Smith will still run the company, the dual headquarters will still remain in Utah and Washington, and the company will soon be hiring a lot of people, he said.

Smith also believes the deal is even better for the company's employees and says that "anyone who follows us closely would much rather be in this type of stable environment ... than what’s going on in the stock market right now."

“I think we’re gonna go build a multi-hundred-billion-dollar enterprise together,” Smith said. “That’s never … come out of Utah, so we’re pretty excited. I think the misperception is everyone’s congratulating me on an exit or things like that, and it’s like, no, we just doubled down.”

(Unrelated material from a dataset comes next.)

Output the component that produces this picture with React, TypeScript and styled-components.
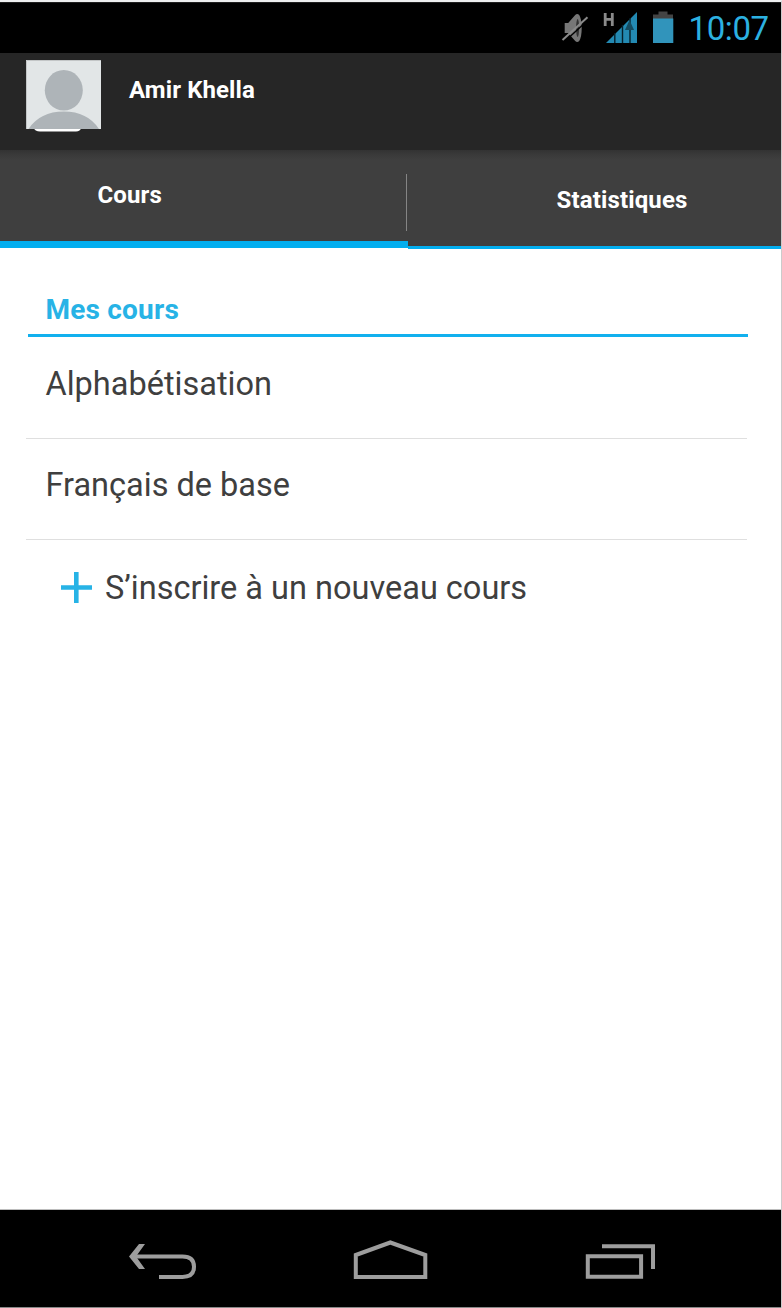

So what does this mean for Utah?

“It’s just a good win. There’s nothing you can’t do from the state of Utah. It’s like an encouraging message. There’s no downside, and it’s just going to continue,” Smith said.

Qualtrics will be doing a lot of hiring in Utah soon, and the company will also likely buy a few more buildings, Smith laughed. If Qualtrics was running at 10 mph before, they’ll now be hitting 50, he added.

And just like Adobe’s acquisition of Omniture in 2009 increased Adobe's presence in Utah, so too will Qualtrics' acquisition increase SAP's involvement in the Beehive State, said Troy D’Ambrosio with the University of Utah’s Lassonde Entrepreneur Institute.

“There’s a lot of people who have made money off that deal,” D’Ambrosio said. “That money is going to recycle back into the startup ecosystem. … I think the ripple effects are going to be felt for a very long time here in Utah.”

Silicon Slopes executive director Clint Betts believes this is the golden era of tech and entrepreneurs in Utah.

“There’s never been more capital. There’s never been more talent. There’s never been more attention on our state in our history,” he said.